* Task brief
Look at each line of the records and count those with "page" in them. Please answer with the count alone.

* Records with interface code
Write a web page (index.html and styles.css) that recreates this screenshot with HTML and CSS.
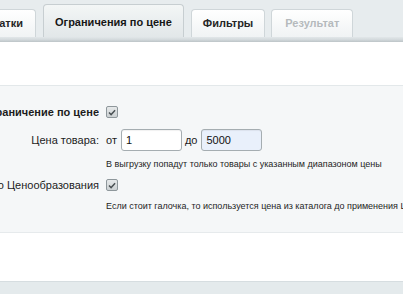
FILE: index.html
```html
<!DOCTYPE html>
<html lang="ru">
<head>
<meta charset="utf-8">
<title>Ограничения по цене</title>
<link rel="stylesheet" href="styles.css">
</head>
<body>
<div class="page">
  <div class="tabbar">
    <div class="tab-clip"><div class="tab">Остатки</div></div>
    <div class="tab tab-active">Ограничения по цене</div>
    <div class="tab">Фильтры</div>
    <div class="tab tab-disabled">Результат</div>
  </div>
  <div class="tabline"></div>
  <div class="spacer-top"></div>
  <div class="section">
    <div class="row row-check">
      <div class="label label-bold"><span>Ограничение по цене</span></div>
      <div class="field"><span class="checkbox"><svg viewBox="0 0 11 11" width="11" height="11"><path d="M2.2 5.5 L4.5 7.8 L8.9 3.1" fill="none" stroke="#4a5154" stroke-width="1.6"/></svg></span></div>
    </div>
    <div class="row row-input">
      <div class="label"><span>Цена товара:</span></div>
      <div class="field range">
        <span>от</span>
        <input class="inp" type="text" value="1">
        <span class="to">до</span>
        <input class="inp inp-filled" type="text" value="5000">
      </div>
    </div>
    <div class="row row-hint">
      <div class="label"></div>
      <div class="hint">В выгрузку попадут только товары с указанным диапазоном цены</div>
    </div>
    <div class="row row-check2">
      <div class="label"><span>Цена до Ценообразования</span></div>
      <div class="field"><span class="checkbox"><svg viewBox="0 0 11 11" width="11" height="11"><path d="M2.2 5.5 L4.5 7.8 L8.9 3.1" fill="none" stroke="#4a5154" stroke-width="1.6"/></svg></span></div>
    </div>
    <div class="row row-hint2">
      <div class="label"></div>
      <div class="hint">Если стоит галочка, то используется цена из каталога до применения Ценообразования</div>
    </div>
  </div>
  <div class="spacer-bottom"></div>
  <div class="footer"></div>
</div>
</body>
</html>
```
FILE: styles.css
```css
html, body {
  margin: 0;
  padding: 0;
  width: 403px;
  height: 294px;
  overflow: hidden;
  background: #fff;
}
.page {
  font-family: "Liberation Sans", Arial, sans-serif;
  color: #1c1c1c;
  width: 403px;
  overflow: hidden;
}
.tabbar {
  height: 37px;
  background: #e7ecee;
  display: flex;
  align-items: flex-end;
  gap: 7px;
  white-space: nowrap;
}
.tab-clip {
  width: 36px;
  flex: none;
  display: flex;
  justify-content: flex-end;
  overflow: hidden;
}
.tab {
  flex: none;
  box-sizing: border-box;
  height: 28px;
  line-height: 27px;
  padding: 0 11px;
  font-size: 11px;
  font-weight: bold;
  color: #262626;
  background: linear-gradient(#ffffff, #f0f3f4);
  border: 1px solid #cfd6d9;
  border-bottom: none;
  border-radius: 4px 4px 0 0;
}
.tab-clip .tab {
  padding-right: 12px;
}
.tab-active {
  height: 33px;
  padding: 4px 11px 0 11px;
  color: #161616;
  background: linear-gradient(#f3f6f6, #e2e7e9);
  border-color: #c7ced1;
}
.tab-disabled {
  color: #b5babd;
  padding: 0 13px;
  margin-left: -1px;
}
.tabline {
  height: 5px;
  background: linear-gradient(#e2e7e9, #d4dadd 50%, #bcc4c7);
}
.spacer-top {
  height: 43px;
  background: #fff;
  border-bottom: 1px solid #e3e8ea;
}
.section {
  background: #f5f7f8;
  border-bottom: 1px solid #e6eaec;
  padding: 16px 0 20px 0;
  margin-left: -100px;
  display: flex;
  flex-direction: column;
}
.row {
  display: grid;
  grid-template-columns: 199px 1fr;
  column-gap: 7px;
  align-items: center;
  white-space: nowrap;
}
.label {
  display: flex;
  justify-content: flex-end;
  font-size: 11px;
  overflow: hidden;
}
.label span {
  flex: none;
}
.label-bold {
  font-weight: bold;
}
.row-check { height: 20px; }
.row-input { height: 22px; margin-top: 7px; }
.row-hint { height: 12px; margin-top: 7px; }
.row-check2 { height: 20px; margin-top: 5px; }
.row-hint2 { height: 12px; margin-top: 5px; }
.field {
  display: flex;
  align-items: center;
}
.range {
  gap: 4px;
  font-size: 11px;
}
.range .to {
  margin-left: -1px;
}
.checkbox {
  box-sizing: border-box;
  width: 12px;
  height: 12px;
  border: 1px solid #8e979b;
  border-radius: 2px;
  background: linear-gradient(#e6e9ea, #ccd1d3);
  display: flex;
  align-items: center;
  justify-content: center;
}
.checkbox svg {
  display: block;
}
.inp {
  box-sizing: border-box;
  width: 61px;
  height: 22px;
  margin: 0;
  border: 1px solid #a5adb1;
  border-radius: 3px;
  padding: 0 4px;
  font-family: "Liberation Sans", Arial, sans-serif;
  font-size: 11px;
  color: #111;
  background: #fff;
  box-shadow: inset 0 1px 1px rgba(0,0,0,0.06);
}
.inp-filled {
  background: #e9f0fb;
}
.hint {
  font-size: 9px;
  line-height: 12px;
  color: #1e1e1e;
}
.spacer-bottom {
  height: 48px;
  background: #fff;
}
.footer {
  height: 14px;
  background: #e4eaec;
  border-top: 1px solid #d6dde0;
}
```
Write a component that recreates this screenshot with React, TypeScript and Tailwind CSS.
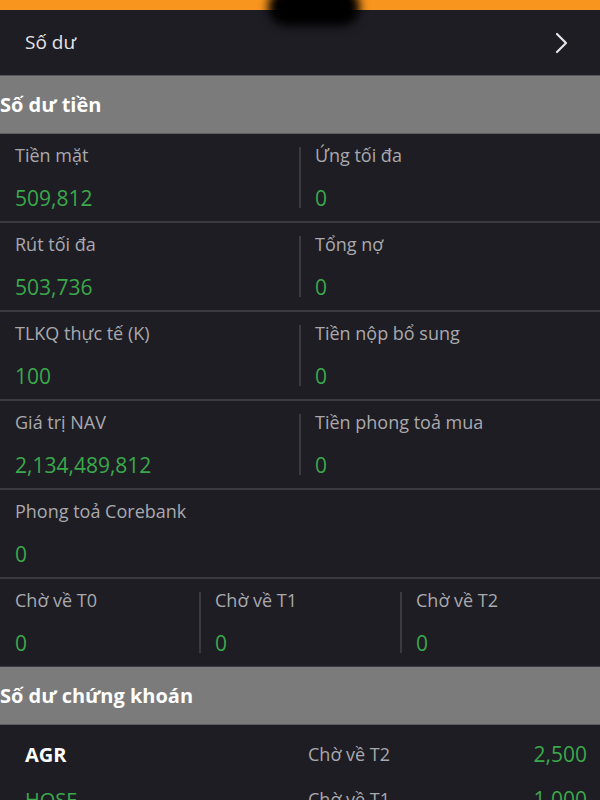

* Correct response
3